AIM OF THE EXERCISE:
Your task is to repeat all of the material exactly.

(Stored data entries)
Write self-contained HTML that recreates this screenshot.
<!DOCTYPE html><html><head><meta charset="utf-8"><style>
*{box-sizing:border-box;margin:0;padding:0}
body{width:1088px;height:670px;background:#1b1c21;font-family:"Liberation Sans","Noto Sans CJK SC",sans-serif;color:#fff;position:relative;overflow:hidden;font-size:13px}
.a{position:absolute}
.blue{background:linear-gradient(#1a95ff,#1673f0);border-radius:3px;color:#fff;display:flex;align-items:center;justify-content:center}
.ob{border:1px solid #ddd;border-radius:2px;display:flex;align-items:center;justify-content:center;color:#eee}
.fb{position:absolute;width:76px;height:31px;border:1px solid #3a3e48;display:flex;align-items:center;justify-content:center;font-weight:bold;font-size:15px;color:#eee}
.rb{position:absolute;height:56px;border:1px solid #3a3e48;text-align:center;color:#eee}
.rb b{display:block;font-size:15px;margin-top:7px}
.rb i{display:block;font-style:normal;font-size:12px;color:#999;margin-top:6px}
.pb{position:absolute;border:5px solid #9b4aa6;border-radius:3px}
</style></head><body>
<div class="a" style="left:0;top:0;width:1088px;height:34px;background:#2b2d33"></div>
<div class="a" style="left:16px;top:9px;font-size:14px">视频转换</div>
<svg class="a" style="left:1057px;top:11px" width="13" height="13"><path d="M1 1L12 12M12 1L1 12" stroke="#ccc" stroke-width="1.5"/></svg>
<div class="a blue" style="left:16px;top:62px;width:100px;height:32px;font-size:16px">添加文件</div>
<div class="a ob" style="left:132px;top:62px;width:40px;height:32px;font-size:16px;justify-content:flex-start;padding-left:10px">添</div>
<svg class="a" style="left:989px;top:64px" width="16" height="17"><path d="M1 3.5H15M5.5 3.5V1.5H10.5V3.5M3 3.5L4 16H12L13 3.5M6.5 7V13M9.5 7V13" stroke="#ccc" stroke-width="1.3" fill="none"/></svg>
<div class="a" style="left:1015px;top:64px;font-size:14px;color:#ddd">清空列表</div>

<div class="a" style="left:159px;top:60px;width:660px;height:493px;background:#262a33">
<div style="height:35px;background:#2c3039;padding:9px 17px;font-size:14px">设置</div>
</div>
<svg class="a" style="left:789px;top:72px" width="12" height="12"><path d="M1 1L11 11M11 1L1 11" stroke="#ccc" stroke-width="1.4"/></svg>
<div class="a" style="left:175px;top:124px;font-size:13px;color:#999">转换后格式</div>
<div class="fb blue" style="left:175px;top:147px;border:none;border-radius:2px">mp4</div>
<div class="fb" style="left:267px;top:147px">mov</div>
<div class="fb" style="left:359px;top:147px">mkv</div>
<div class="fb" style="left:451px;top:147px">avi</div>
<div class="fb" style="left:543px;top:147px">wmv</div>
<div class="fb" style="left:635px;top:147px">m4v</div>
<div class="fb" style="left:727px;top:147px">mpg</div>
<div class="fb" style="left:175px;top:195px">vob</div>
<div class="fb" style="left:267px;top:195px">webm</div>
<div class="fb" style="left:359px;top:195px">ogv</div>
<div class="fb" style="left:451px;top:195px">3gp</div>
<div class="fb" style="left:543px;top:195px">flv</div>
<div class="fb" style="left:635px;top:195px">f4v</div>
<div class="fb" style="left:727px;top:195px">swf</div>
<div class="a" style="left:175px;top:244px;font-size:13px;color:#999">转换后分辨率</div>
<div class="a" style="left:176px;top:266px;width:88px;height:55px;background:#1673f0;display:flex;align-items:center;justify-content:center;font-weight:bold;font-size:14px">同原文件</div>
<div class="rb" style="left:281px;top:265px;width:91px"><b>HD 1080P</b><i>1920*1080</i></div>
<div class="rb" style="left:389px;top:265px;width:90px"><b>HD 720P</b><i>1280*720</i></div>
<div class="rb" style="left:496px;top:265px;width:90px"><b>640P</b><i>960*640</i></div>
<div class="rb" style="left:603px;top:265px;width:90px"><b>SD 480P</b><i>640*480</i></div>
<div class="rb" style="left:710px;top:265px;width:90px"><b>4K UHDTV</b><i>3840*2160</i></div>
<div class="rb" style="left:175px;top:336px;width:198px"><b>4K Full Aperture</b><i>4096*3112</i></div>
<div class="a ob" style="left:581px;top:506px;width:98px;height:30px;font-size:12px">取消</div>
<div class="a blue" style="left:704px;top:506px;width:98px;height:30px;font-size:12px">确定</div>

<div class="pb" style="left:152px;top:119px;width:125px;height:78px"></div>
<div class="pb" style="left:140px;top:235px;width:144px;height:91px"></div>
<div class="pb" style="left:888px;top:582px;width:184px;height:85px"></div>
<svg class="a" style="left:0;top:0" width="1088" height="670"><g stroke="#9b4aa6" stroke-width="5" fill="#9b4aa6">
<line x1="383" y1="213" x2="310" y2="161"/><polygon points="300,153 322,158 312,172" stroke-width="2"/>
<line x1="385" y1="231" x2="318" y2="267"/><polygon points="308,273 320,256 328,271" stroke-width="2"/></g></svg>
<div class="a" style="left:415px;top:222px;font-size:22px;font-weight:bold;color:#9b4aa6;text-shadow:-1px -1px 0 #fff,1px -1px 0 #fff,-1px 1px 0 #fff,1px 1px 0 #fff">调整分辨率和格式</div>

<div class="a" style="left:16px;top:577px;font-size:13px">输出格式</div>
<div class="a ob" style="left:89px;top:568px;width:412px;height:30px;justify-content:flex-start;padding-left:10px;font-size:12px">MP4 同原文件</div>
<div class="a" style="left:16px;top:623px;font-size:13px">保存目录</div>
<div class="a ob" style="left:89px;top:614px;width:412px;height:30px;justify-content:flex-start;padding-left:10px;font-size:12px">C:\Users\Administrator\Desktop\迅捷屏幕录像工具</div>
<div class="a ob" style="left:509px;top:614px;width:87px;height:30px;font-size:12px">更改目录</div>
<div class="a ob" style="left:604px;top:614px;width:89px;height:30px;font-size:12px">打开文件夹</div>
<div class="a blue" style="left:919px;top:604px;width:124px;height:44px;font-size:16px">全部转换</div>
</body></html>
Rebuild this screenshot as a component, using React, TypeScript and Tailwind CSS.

RESULT:
Write self-contained HTML that recreates this screenshot.
<!DOCTYPE html><html><head><meta charset="utf-8"><style>
*{box-sizing:border-box;margin:0;padding:0}
body{width:1088px;height:670px;background:#1b1c21;font-family:"Liberation Sans","Noto Sans CJK SC",sans-serif;color:#fff;position:relative;overflow:hidden;font-size:13px}
.a{position:absolute}
.blue{background:linear-gradient(#1a95ff,#1673f0);border-radius:3px;color:#fff;display:flex;align-items:center;justify-content:center}
.ob{border:1px solid #ddd;border-radius:2px;display:flex;align-items:center;justify-content:center;color:#eee}
.fb{position:absolute;width:76px;height:31px;border:1px solid #3a3e48;display:flex;align-items:center;justify-content:center;font-weight:bold;font-size:15px;color:#eee}
.rb{position:absolute;height:56px;border:1px solid #3a3e48;text-align:center;color:#eee}
.rb b{display:block;font-size:15px;margin-top:7px}
.rb i{display:block;font-style:normal;font-size:12px;color:#999;margin-top:6px}
.pb{position:absolute;border:5px solid #9b4aa6;border-radius:3px}
</style></head><body>
<div class="a" style="left:0;top:0;width:1088px;height:34px;background:#2b2d33"></div>
<div class="a" style="left:16px;top:9px;font-size:14px">视频转换</div>
<svg class="a" style="left:1057px;top:11px" width="13" height="13"><path d="M1 1L12 12M12 1L1 12" stroke="#ccc" stroke-width="1.5"/></svg>
<div class="a blue" style="left:16px;top:62px;width:100px;height:32px;font-size:16px">添加文件</div>
<div class="a ob" style="left:132px;top:62px;width:40px;height:32px;font-size:16px;justify-content:flex-start;padding-left:10px">添</div>
<svg class="a" style="left:989px;top:64px" width="16" height="17"><path d="M1 3.5H15M5.5 3.5V1.5H10.5V3.5M3 3.5L4 16H12L13 3.5M6.5 7V13M9.5 7V13" stroke="#ccc" stroke-width="1.3" fill="none"/></svg>
<div class="a" style="left:1015px;top:64px;font-size:14px;color:#ddd">清空列表</div>

<div class="a" style="left:159px;top:60px;width:660px;height:493px;background:#262a33">
<div style="height:35px;background:#2c3039;padding:9px 17px;font-size:14px">设置</div>
</div>
<svg class="a" style="left:789px;top:72px" width="12" height="12"><path d="M1 1L11 11M11 1L1 11" stroke="#ccc" stroke-width="1.4"/></svg>
<div class="a" style="left:175px;top:124px;font-size:13px;color:#999">转换后格式</div>
<div class="fb blue" style="left:175px;top:147px;border:none;border-radius:2px">mp4</div>
<div class="fb" style="left:267px;top:147px">mov</div>
<div class="fb" style="left:359px;top:147px">mkv</div>
<div class="fb" style="left:451px;top:147px">avi</div>
<div class="fb" style="left:543px;top:147px">wmv</div>
<div class="fb" style="left:635px;top:147px">m4v</div>
<div class="fb" style="left:727px;top:147px">mpg</div>
<div class="fb" style="left:175px;top:195px">vob</div>
<div class="fb" style="left:267px;top:195px">webm</div>
<div class="fb" style="left:359px;top:195px">ogv</div>
<div class="fb" style="left:451px;top:195px">3gp</div>
<div class="fb" style="left:543px;top:195px">flv</div>
<div class="fb" style="left:635px;top:195px">f4v</div>
<div class="fb" style="left:727px;top:195px">swf</div>
<div class="a" style="left:175px;top:244px;font-size:13px;color:#999">转换后分辨率</div>
<div class="a" style="left:176px;top:266px;width:88px;height:55px;background:#1673f0;display:flex;align-items:center;justify-content:center;font-weight:bold;font-size:14px">同原文件</div>
<div class="rb" style="left:281px;top:265px;width:91px"><b>HD 1080P</b><i>1920*1080</i></div>
<div class="rb" style="left:389px;top:265px;width:90px"><b>HD 720P</b><i>1280*720</i></div>
<div class="rb" style="left:496px;top:265px;width:90px"><b>640P</b><i>960*640</i></div>
<div class="rb" style="left:603px;top:265px;width:90px"><b>SD 480P</b><i>640*480</i></div>
<div class="rb" style="left:710px;top:265px;width:90px"><b>4K UHDTV</b><i>3840*2160</i></div>
<div class="rb" style="left:175px;top:336px;width:198px"><b>4K Full Aperture</b><i>4096*3112</i></div>
<div class="a ob" style="left:581px;top:506px;width:98px;height:30px;font-size:12px">取消</div>
<div class="a blue" style="left:704px;top:506px;width:98px;height:30px;font-size:12px">确定</div>

<div class="pb" style="left:152px;top:119px;width:125px;height:78px"></div>
<div class="pb" style="left:140px;top:235px;width:144px;height:91px"></div>
<div class="pb" style="left:888px;top:582px;width:184px;height:85px"></div>
<svg class="a" style="left:0;top:0" width="1088" height="670"><g stroke="#9b4aa6" stroke-width="5" fill="#9b4aa6">
<line x1="383" y1="213" x2="310" y2="161"/><polygon points="300,153 322,158 312,172" stroke-width="2"/>
<line x1="385" y1="231" x2="318" y2="267"/><polygon points="308,273 320,256 328,271" stroke-width="2"/></g></svg>
<div class="a" style="left:415px;top:222px;font-size:22px;font-weight:bold;color:#9b4aa6;text-shadow:-1px -1px 0 #fff,1px -1px 0 #fff,-1px 1px 0 #fff,1px 1px 0 #fff">调整分辨率和格式</div>

<div class="a" style="left:16px;top:577px;font-size:13px">输出格式</div>
<div class="a ob" style="left:89px;top:568px;width:412px;height:30px;justify-content:flex-start;padding-left:10px;font-size:12px">MP4 同原文件</div>
<div class="a" style="left:16px;top:623px;font-size:13px">保存目录</div>
<div class="a ob" style="left:89px;top:614px;width:412px;height:30px;justify-content:flex-start;padding-left:10px;font-size:12px">C:\Users\Administrator\Desktop\迅捷屏幕录像工具</div>
<div class="a ob" style="left:509px;top:614px;width:87px;height:30px;font-size:12px">更改目录</div>
<div class="a ob" style="left:604px;top:614px;width:89px;height:30px;font-size:12px">打开文件夹</div>
<div class="a blue" style="left:919px;top:604px;width:124px;height:44px;font-size:16px">全部转换</div>
</body></html>
Rebuild this screenshot as a component, using React, TypeScript and Tailwind CSS.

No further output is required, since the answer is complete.